5. Synthesis pipeline — merge, dedupe, promote, route

After all dispatched personas return, synthesis:

  • Validates each finding against the schema
  • Anchors to the actual diff (drops findings about lines that don't exist or aren't in scope)
  • Deduplicates across personas (same issue surfaced by multiple reviewers)
  • Promotes confidence on cross-persona agreement (two reviewers spotting the same issue raises priority)
  • Resolves contradictions (different personas disagree about what to do)
  • Auto-promotes safe-auto candidates that meet the bar
  • Routes by tier — applied fixes, gated/manual, FYI

The output is one report with calibrated severity, evidence quotes, and explicit ownership — not a flat list of every reviewer's raw output.

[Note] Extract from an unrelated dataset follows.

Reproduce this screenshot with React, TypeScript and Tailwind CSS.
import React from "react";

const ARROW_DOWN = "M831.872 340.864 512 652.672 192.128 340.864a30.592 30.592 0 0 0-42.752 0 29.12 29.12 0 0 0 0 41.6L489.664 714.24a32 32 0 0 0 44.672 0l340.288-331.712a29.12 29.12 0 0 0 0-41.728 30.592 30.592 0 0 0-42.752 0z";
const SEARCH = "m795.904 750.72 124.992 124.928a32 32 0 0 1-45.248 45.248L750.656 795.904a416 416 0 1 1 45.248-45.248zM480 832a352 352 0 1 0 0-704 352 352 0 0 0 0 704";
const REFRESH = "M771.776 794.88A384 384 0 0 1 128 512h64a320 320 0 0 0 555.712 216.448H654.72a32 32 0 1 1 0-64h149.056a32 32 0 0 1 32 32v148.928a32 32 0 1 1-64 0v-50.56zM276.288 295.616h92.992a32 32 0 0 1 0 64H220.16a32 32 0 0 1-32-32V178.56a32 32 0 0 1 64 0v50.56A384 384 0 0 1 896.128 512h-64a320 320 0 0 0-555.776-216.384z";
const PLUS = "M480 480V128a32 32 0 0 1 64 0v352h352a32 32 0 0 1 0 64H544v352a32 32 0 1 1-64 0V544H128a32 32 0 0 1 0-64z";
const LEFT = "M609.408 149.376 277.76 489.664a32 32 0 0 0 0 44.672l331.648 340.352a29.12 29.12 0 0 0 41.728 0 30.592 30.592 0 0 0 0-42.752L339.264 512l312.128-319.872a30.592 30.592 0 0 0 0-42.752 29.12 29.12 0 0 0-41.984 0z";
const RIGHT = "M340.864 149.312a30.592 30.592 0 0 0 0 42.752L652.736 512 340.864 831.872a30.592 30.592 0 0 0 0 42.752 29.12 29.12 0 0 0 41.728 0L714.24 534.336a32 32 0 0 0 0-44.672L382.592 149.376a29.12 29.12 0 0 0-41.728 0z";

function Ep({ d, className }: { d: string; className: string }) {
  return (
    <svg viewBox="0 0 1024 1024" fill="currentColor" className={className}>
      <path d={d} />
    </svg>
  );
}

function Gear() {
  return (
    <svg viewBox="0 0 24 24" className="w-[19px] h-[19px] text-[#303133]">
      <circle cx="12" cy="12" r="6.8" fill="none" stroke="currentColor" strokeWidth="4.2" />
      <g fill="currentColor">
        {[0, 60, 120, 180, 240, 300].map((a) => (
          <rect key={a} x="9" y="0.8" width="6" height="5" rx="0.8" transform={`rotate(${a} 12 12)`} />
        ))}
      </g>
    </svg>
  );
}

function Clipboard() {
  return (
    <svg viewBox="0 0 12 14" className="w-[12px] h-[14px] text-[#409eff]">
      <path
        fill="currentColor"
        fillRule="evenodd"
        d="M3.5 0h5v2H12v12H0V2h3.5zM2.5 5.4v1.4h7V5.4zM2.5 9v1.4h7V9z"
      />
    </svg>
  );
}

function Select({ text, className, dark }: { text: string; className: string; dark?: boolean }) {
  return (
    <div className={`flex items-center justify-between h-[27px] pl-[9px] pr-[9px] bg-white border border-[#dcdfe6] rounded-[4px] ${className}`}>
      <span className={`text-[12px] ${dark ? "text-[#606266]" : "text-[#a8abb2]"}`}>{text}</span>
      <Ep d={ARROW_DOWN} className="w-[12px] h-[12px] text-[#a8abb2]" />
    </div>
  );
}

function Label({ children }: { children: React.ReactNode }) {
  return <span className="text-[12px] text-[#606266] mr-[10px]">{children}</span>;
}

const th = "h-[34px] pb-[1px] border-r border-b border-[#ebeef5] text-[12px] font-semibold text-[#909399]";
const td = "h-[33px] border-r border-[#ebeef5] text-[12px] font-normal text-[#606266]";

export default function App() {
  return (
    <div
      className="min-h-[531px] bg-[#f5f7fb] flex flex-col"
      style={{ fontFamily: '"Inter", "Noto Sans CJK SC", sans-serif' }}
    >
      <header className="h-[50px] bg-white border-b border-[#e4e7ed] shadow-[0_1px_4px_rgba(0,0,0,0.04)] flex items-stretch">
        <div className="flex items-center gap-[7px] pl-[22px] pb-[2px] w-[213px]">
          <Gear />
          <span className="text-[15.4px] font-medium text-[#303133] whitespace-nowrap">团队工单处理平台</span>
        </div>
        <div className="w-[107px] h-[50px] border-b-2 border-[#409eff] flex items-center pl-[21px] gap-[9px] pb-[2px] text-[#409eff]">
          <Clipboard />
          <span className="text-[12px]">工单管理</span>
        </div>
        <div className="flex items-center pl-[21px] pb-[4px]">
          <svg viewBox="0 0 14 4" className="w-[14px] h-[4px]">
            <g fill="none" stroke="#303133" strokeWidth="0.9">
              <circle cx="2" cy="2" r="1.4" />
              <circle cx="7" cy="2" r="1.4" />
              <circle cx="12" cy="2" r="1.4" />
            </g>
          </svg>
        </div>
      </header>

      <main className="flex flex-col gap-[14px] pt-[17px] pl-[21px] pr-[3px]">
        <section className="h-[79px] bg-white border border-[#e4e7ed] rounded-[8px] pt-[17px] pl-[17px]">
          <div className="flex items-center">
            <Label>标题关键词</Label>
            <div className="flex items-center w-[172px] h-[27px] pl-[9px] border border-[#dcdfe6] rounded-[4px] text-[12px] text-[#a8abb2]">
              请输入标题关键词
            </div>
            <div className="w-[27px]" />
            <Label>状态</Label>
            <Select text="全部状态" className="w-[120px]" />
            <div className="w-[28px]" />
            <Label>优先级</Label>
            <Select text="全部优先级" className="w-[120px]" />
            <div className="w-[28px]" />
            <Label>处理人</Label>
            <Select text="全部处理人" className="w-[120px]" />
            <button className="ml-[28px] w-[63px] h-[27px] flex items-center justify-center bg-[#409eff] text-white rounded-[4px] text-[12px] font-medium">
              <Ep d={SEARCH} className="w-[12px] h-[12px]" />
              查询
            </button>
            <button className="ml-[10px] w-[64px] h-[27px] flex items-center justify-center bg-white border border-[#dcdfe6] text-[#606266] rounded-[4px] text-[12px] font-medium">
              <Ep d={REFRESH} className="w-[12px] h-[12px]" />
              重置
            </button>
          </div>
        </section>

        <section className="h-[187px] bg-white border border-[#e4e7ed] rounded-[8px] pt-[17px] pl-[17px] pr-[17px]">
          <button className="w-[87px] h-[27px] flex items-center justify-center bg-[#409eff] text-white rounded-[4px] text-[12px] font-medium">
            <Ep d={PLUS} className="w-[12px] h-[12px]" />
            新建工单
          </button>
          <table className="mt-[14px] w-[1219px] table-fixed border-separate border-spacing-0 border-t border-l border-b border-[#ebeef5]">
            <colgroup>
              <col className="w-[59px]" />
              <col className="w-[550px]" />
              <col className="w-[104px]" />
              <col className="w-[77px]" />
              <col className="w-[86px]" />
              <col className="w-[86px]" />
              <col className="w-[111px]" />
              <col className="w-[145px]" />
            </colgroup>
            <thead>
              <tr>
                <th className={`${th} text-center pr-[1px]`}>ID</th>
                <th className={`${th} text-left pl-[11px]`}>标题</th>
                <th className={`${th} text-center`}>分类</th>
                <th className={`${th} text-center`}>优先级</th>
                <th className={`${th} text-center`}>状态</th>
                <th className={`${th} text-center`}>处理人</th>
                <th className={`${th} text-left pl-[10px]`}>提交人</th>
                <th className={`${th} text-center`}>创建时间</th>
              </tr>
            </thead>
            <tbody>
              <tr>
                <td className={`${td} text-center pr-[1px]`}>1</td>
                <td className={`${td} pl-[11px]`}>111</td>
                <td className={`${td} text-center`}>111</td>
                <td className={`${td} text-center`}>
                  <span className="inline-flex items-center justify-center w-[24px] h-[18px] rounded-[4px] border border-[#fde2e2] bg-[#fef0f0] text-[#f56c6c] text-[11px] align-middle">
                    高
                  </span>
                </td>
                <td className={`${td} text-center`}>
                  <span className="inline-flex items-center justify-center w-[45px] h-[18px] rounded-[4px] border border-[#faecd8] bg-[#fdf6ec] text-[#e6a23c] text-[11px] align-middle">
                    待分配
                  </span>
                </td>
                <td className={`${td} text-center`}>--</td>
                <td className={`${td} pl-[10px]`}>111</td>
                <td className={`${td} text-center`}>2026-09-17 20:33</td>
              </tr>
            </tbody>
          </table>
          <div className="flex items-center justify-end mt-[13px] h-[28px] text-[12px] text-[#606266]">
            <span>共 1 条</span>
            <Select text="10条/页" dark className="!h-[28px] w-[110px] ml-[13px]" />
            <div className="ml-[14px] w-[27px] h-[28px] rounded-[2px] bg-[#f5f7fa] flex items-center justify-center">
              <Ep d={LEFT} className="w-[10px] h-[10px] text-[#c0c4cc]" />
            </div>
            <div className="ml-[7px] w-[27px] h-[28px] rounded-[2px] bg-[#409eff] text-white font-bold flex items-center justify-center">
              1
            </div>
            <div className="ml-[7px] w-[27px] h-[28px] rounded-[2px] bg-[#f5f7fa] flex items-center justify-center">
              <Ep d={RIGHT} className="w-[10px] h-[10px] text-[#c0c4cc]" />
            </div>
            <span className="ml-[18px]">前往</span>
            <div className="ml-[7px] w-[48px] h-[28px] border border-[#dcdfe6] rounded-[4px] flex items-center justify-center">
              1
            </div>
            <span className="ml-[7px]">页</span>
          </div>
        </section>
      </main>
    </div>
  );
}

6. Plan discovery for requirements verification

When the diff has an associated plan (docs/plans/*.md), the skill discovers it (via plan: argument, PR body link, or auto-discovery from branch name) and reads its Requirements section + Implementation Units. Synthesis then verifies the diff actually satisfies those requirements — catching the case where the code looks fine but doesn't match what the plan said it should do.

7. Residual Work Gate

When autofix mode runs and the in-skill fixer can't resolve everything, the residual work doesn't just disappear into chat. The Residual Actionable Work summary lists each unresolved finding with stable numbering, severity, file:line, title, and autofix class. Callers (e.g., /ce-work Phase 3.4) read this summary and present user options: apply now, file tickets, accept with durable sink, or stop.

8. Protected artifacts

Compound-engineering pipeline artifacts (docs/brainstorms/*, docs/plans/*.md, docs/solutions/*.md) are protected — reviewers' findings to delete or gitignore them are discarded during synthesis. These are decision artifacts the pipeline depends on; reviewers shouldn't garbage-collect them.


Quick Example

You invoke /ce-code-review on a feature branch with a Rails auth change that includes a database migration.

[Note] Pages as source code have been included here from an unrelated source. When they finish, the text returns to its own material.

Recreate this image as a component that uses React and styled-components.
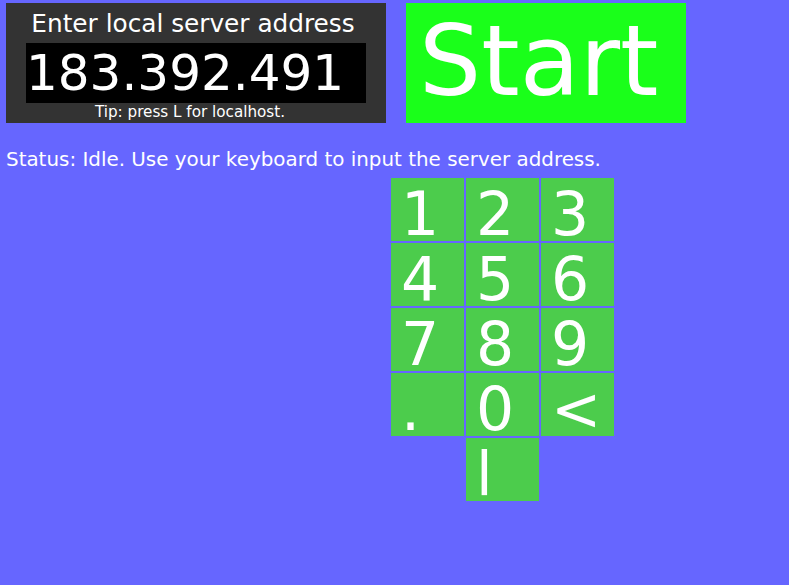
import React from "react";
import styled, { createGlobalStyle } from "styled-components";

const Global = createGlobalStyle`
    html, body {
        margin: 0;
        padding: 0;
        background: #6666ff;
        font-family: "DejaVu Sans", sans-serif;
        color: #fff;
    }
`;

const Page = styled.div`
    padding: 3px 6px;
    min-height: 579px;
`;
const TopRow = styled.div`
    display: flex;
    gap: 20px;
`;
const Panel = styled.div`
    width: 380px;
    height: 120px;
    background: #333333;
    display: flex;
    flex-direction: column;
    align-items: center;
    padding-top: 7px;
    box-sizing: border-box;
`;
const Title = styled.div`
    font-size: 24.75px;
    line-height: 28px;
    padding-right: 6px;
`;
const Address = styled.div`
    margin-top: 5px;
    width: 340px;
    height: 60px;
    background: #000;
    font-size: 50px;
    line-height: 61px;
    white-space: nowrap;
`;
const Tip = styled.div`
    margin-top: 1px;
    padding-right: 12px;
    font-size: 15.2px;
    line-height: 17px;
`;
const StartButton = styled.button`
    width: 280px;
    height: 120px;
    border: none;
    background: #1aff1a;
    color: #fff;
    font-family: inherit;
    font-size: 98px;
    line-height: 116px;
    text-align: left;
    padding: 0 0 0 13px;
    display: flex;
    align-items: flex-start;
`;
const Status = styled.div`
    margin-top: 25px;
    font-size: 19.9px;
    line-height: 23px;
`;
const Keypad = styled.div`
    margin: 7px 0 0 385px;
    display: grid;
    grid-template-columns: repeat(3, 73px);
    grid-auto-rows: 63px;
    gap: 2px;
`;
const Key = styled.button`
    grid-column: ${p => p.col || "auto"};
    border: none;
    background: #4ccc4c;
    color: #fff;
    font-family: inherit;
    font-size: 60px;
    line-height: 54px;
    padding: 9px 10px 0;
    text-align: left;
    display: flex;
    align-items: flex-start;
`;

const keys = ["1", "2", "3", "4", "5", "6", "7", "8", "9", ".", "0", "<"];

export default function App() {
    return <Page>
        <Global />
        <TopRow>
            <Panel>
                <Title>Enter local server address</Title>
                <Address>183.392.491</Address>
                <Tip>Tip: press L for localhost.</Tip>
            </Panel>
            <StartButton>Start</StartButton>
        </TopRow>
        <Status>Status: Idle. Use your keyboard to input the server address.</Status>
        <Keypad>
            {keys.map(k => <Key key={k}>{k}</Key>)}
            <Key col={2}>l</Key>
        </Keypad>
    </Page>;
}
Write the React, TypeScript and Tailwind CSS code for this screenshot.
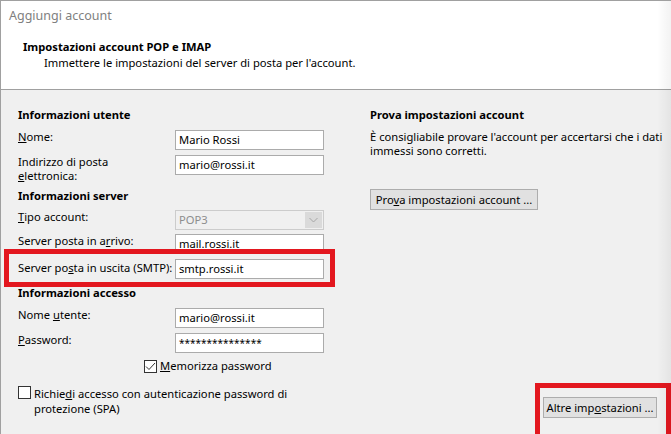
import type { ReactNode } from "react";

function TextBox({ value, className = "" }: { value: string; className?: string }) {
  return (
    <div
      className={
        "h-[20px] w-[149px] border border-[#ababab] bg-white pl-[3px] leading-[18px] text-black " +
        className
      }
    >
      {value}
    </div>
  );
}

function FieldRow({
  label,
  children,
  className = "",
  labelClass = "",
}: {
  label: ReactNode;
  children: ReactNode;
  className?: string;
  labelClass?: string;
}) {
  return (
    <div className={"flex w-[306px] items-start " + className}>
      <div className={"w-[157px] shrink-0 " + labelClass}>{label}</div>
      {children}
    </div>
  );
}

function WinButton({ children, className = "" }: { children: ReactNode; className?: string }) {
  return (
    <div
      className={
        "flex h-[21px] items-center justify-center border border-[#adadad] bg-[#e1e1e1] " +
        className
      }
    >
      {children}
    </div>
  );
}

export default function App() {
  return (
    <div className="relative h-[434px] w-[671px] overflow-hidden whitespace-nowrap border-l border-t border-[#a0a0a0] bg-[#f0f0f0] font-['Noto_Sans',sans-serif] text-[11.2px] leading-[14px] text-black">
      {/* intestazione */}
      <div className="h-[89px] border-b border-[#a0a0a0] bg-white pl-[8px] pt-[7px]">
        <div className="text-[12.5px] leading-[16px] text-[#808080]">Aggiungi account</div>
        <div className="ml-[14px] mt-[16px] font-bold">Impostazioni account POP e IMAP</div>
        <div className="ml-[35px] mt-[2px]">
          Immettere le impostazioni del server di posta per l'account.
        </div>
      </div>

      <div className="flex h-[344px]">
        {/* colonna sinistra */}
        <div className="w-[340px] shrink-0 pl-[17px] pt-[18px]">
          <div className="font-bold">Informazioni utente</div>
          <FieldRow className="mt-[8px]" label={<><u>N</u>ome:</>}>
            <TextBox value="Mario Rossi" />
          </FieldRow>
          <FieldRow
            className="mt-[5px]"
            label={
              <>
                Indirizzo di posta
                <br />
                <u>e</u>lettronica:
              </>
            }
          >
            <TextBox value="mario@rossi.it" />
          </FieldRow>

          <div className="mt-[6px] font-bold">Informazioni server</div>
          <FieldRow className="mt-[7px]" label={<><u>T</u>ipo account:</>}>
            <div className="flex h-[20px] w-[149px] items-center border border-[#cccccc] bg-[#f0f0f0] pl-[3px] pr-[1px] text-[#8d8d8d]">
              <span className="flex-1">POP3</span>
              <div className="flex h-[16px] w-[17px] items-center justify-center bg-[#dadada]">
                <svg width="9" height="6" viewBox="0 0 9 6">
                  <path d="M0.5 1 L4.5 5 L8.5 1" fill="none" stroke="#a6a6a6" strokeWidth="1" />
                </svg>
              </div>
            </div>
          </FieldRow>
          <FieldRow className="mt-[4px]" label={<>Server posta in a<u>r</u>rivo:</>}>
            <TextBox value="mail.rossi.it" />
          </FieldRow>
          <FieldRow
            className="relative mt-[5px]"
            labelClass="pt-[2px]"
            label={<>Server po<u>s</u>ta in uscita (SMTP):</>}
          >
            <TextBox value="smtp.rossi.it" />
            <div className="absolute -bottom-[8px] -left-[14px] -right-[11px] -top-[10px] border-[5px] border-[#e3171f]" />
          </FieldRow>

          <div className="mt-[7px] font-bold">Informazioni accesso</div>
          <FieldRow className="mt-[8px]" label={<>Nome <u>u</u>tente:</>}>
            <TextBox value="mario@rossi.it" />
          </FieldRow>
          <FieldRow className="mt-[5px]" label={<><u>P</u>assword:</>}>
            <TextBox value="***************" className="text-[10px]" />
          </FieldRow>

          <div className="mt-[6px] flex items-center pl-[126px]">
            <div className="flex h-[13px] w-[13px] items-center justify-center border border-[#333333] bg-white">
              <svg width="11" height="9" viewBox="0 0 11 9">
                <path d="M1 4.5 L4 7.5 L10 1" fill="none" stroke="#333333" strokeWidth="1" />
              </svg>
            </div>
            <span className="ml-[3px]">
              <u>M</u>emorizza password
            </span>
          </div>

          <div className="mt-[13px] flex items-start">
            <div className="h-[13px] w-[13px] shrink-0 border border-[#333333] bg-white" />
            <div className="ml-[3px] leading-[15px]">
              Richie<u>d</u>i accesso con autenticazione password di
              <br />
              protezione (SPA)
            </div>
          </div>
        </div>

        {/* colonna destra */}
        <div className="flex min-w-0 flex-1 flex-col pl-[29px] pr-[14px] pt-[18px]">
          <div className="font-bold">Prova impostazioni account</div>
          <div className="mt-[8px]">
            È consigliabile provare l'account per accertarsi che i dati
            <br />
            immessi sono corretti.
          </div>
          <WinButton className="mt-[31px] w-[168px]">
            <span>
              Pro<u>v</u>a impostazioni account ...
            </span>
          </WinButton>

          <div className="relative mb-[16px] mt-auto self-end">
            <WinButton className="w-[114px]">
              <span>
                Altre imp<u>o</u>stazioni ...
              </span>
            </WinButton>
            <div className="absolute -bottom-[24px] -left-[8px] -right-[14px] -top-[14px] border-[5px] border-[#e3171f]" />
          </div>
        </div>
      </div>

      {/* ombra sul bordo destro */}
      <div className="pointer-events-none absolute bottom-0 right-0 top-0 w-[14px] bg-gradient-to-r from-transparent to-black/5" />
    </div>
  );
}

The skill detects you're on a feature branch (no PR yet), resolves the base from origin/HEAD (or PR metadata when an open PR exists), and computes the diff. Stage 2 reads commit messages and writes a 2-3 line intent summary. Stage 2b auto-discovers the plan in docs/plans/ from the branch name and reads its Requirements (R1-R8, U1-U6).

Stage 3 selects reviewers: the 6 always-on, plus security (auth touched), reliability (background job for token cleanup), data-migration (migration file present), and deployment-verification agent when the migration is risky. Seven or eight reviewers total, dispatched in parallel.

After all return, synthesis merges 23 raw findings into 14 distinct findings. Three are safe_auto (typo, rename, dead code) and applied automatically. Six are gated_auto for the auth surface — routed into the interactive walk-through. Two are manual (deployment Go/No-Go checklist items). Three are advisory (FYI notes). Each finding has anchored evidence and a stable number.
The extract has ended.